Tess reluctantly climbed out into his world and smoothed the skirt of her white sundress. When he took her hand to hurry across the parking lot to the bleachers and ceremonial drill field, Tess dug in her heels and held her ground.
“Trav—we’ve already said goodbye, you and me. Last night was beautiful, every moment of it.”
He lifted her fingers to his lips and kissed them. “Yeah. Who knew how creative we could get with red wine?”
She could think of dozens of ways she wanted to get creative with Travis. Every one of them would be sweet or funny or mind-blowingly hot. But her time with him was over.
“This is your world, you belong here.” She rested her hand against the scar that lined his jaw and gave him such character. “But I need to go back to mine. The summer’s winding down. I need a clean break.” The umpteenth tear of the day pricked the corner of her eye, but she refused to shed it, just as she’d refused to shed all the others. “I’m trying to be sophisticated and mature about this. We agreed to two weeks, no strings attached. I need to be done.”

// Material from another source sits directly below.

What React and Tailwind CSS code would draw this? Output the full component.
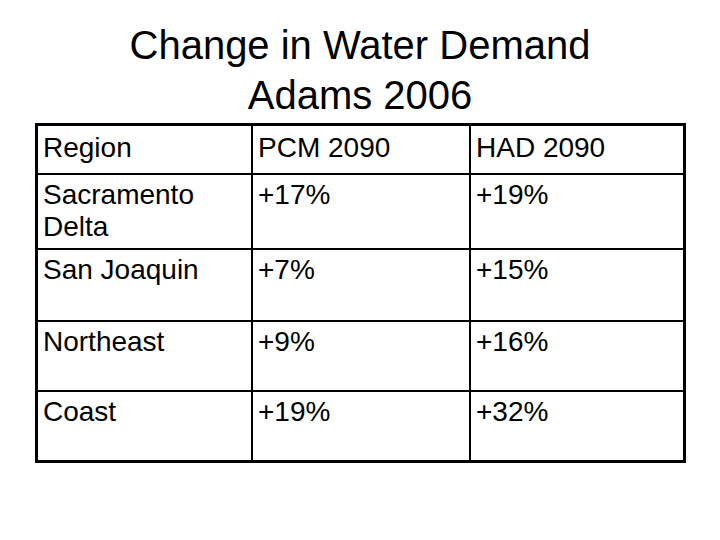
import React from "react";

const rows = [
  { h: "h-[47px]", cells: ["Region", "PCM 2090", "HAD 2090"] },
  { h: "h-[75px]", cells: ["Sacramento Delta", "+17%", "+19%"] },
  { h: "h-[72px]", cells: ["San Joaquin", "+7%", "+15%"] },
  { h: "h-[70px]", cells: ["Northeast", "+9%", "+16%"] },
  { h: "h-[70px]", cells: ["Coast", "+19%", "+32%"] },
];

const App = () => {
  return (
    <div
      className="w-[720px] h-[540px] bg-white text-black overflow-hidden"
      style={{ fontFamily: '"Liberation Sans", Arial, sans-serif' }}
    >
      <h1 className="pt-[20px] text-center text-[40px] leading-[50px] font-normal">
        Change in Water Demand
        <br />
        Adams 2006
      </h1>

      <div className="ml-[35px] mt-[3px] w-[651px] border-[3px] border-black">
        {rows.map((row, i) => (
          <div
            key={i}
            className={`grid grid-cols-[213px_218px_1fr] ${row.h} ${i > 0 ? "border-t-2 border-black" : ""}`}
          >
            {row.cells.map((c, j) => (
              <div
                key={j}
                className={`pl-[5px] text-[28px] leading-[32px] ${i > 0 ? "pt-[4px]" : "pt-[6px]"} ${j > 0 ? "border-l-2 border-black" : ""} ${j === 0 && c === "Sacramento Delta" ? "pr-[50px]" : ""}`}
              >
                {c}
              </div>
            ))}
          </div>
        ))}
      </div>
    </div>
  );
};

export default App;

“Hey.” He brushed his thumb across her cheek. Okay, so maybe one had fallen. “Just trust me for a little while longer, T-bone.”
Her heart was doomed. She wouldn’t have thought a friend could be so cruel.
Travis pulled her into step beside him and they wove their way through the waiting crowd. After a brief ceremony, with music and thank-you’s and very short speeches, the men and women in their desert khaki uniforms were unleashed. Tess found herself openly crying at the reunions of husbands and wives, fathers and children, sisters and brothers, parents and sons and daughters. She laughed at noisy toddler kisses and stole Travis’s handkerchief when she saw a father meeting his newborn daughter for the first time.
And something stirred, low in her belly and deep in her heart, when she saw quite possibly the largest man she’d ever seen in person pick up a rather Rubenesque-looking blonde and spin her around before dropping to one knee and pulling her onto his lap to claim the woman’s mouth in the most passionate of kisses.